For background, I’ve been playing the piano since I was four years old. I have a Bachelor’s degree in Music (with a concentration in Piano Performance), and in my twenties, my day job was accompanying ballet classes and playing for churches, and whatever odd gig I could find (French restaurants, funerals, the what-have-you). But when I was in high school, I hated playing Bach. His work was dry, methodical, boring. I loved the massive crashing of Rachmaninoff or the flowing sentimentality of Chopin far more than the one-note-by-one-note plodding of Bach. When I got to college, I learned what was really happening. We studied the technique–called counterpoint–early on in our theory classes. I learned the story of how Johann viewed the spinning out of his themes as mathematical, their intricacies and direction inevitable. How he was born into a musical family (like me!), and how Frederick II of Prussia summoned him to court, played him a theme on his flute (Frederick II of Prussia was an accomplished musician in his own right–but let’s face it, not a genius like Bach) then demanded a six-part piece of counterpoint. Bach sat down (at age sixty, after a treacherous and long winter carriage ride) started to play, only to stop. The Prince asked him what was wrong, and Bach confessed he could not do it. Frederick crowed that he had stumped the great composer. But Johann said that it wasn’t that he was stumped, it was that the theme was impossible as a six-part confection. It could be done with fewer parts, which he then demonstrated. Or it could be done by slightly altering the line, and demonstrated that.
But that story is not why Bach has loomed large in my life. His genius was clear, but it was his work ethic and profound humility that showed that genius is nothing without production. He said, “I worked hard. Anyone who works as hard as I did can achieve the same results.”
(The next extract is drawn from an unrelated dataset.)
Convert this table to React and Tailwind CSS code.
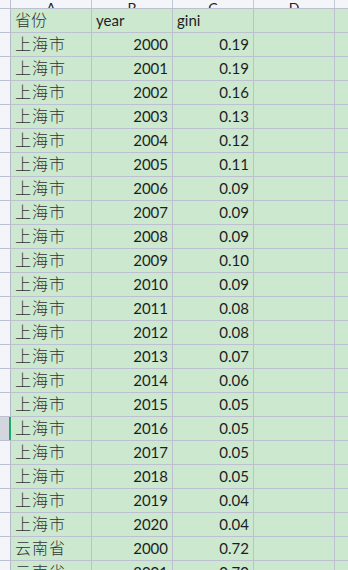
import React from 'react';

const data = [
  ['上海市', 2000, '0.19'],
  ['上海市', 2001, '0.19'],
  ['上海市', 2002, '0.16'],
  ['上海市', 2003, '0.13'],
  ['上海市', 2004, '0.12'],
  ['上海市', 2005, '0.11'],
  ['上海市', 2006, '0.09'],
  ['上海市', 2007, '0.09'],
  ['上海市', 2008, '0.09'],
  ['上海市', 2009, '0.10'],
  ['上海市', 2010, '0.09'],
  ['上海市', 2011, '0.08'],
  ['上海市', 2012, '0.08'],
  ['上海市', 2013, '0.07'],
  ['上海市', 2014, '0.06'],
  ['上海市', 2015, '0.05'],
  ['上海市', 2016, '0.05'],
  ['上海市', 2017, '0.05'],
  ['上海市', 2018, '0.05'],
  ['上海市', 2019, '0.04'],
  ['上海市', 2020, '0.04'],
  ['云南省', 2000, '0.72'],
  ['云南省', 2001, '0.70'],
];

const cols = ['A', 'B', 'C', 'D', 'E'];
const activeRow = 16;

const Cell = ({ children, align = 'left' }) => (
  <div
    className={`h-full w-[81px] shrink-0 flex items-end pb-[4px] border-r border-[#bcc0d1] ${
      align === 'right' ? 'justify-end pr-[4px]' : 'pl-[4px]'
    }`}
  >
    {children}
  </div>
);

const App = () => {
  return (
    <div className="w-[348px] h-[570px] overflow-hidden bg-[#cce8cf] text-[#1e1e1e] font-['Lato','Noto_Sans_CJK_SC',sans-serif]">
      {/* Column headers (mostly scrolled off the top) */}
      <div className="flex h-[9px] bg-[#f4f5f8] border-b border-[#bcc0d1] overflow-hidden">
        <div className="w-[11px] shrink-0 border-r border-[#bcc0d1]" />
        {cols.map((c) => (
          <div
            key={c}
            className="h-full w-[81px] shrink-0 flex items-end justify-center border-r border-[#c4c8d6]"
          >
            <span className="text-[14px] leading-none mb-[-7px] text-[#222]">{c}</span>
          </div>
        ))}
      </div>

      {/* Header row */}
      <div className="flex h-6 border-b border-[#bcc0d1]">
        <div className="w-[11px] shrink-0 bg-[#f4f5f8] border-r border-[#b4b8c9]" />
        <Cell>
          <span className="text-[16px] leading-none font-light text-[#333]">省份</span>
        </Cell>
        <Cell>
          <span className="text-[15px] leading-none">year</span>
        </Cell>
        <Cell>
          <span className="text-[15px] leading-none">gini</span>
        </Cell>
        <Cell />
        <Cell />
      </div>

      {data.map(([prov, year, gini], idx) => {
        const active = idx === activeRow;
        return (
          <div key={idx} className="flex h-6 border-b border-[#bcc0d1]">
            <div
              className={`w-[11px] shrink-0 ${
                active
                  ? 'bg-[#d3d6de] border-r-2 border-[#1fa866]'
                  : 'bg-[#f4f5f8] border-r border-[#b4b8c9]'
              }`}
            />
            <Cell>
              <span className="text-[16px] leading-none font-light text-[#333] tracking-[1px]">{prov}</span>
            </Cell>
            <Cell align="right">
              <span className="text-[15px] leading-none">{year}</span>
            </Cell>
            <Cell align="right">
              <span className="text-[15px] leading-none">{gini}</span>
            </Cell>
            <Cell />
            <Cell />
          </div>
        );
      })}
    </div>
  );
};

export default App;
At the height of his career, he had princes vying for his talents. At his lowest, he was a music teacher at a school where he and his family were housed in a lead-poisoned cottage. Many of his children died there. His eldest son, an accomplished musician (one of Mozart’s teachers) and composer, CPE Bach, hated his stepmother, JS Bach’s second wife (also a court musician when they met). JS Bach had trials and hardship, he always had a house-full of children and pupils, constantly pumping out new work on a weekly basis. He had an ego, but he never stopped working. “Ceaseless work, analysis, reflection, writing much, endless self-correction, that is my secret.”
It’s a reminder that the most effective advice in any pursuit is to just keep going.
When I have the most acute case of Imposter Syndrome, when my brain weasels tell me that I can’t write my way out of a paper bag, it’s J.S. Bach (and Sherman Alexie, but that’s another story) who keep me returning to the computer keyboard.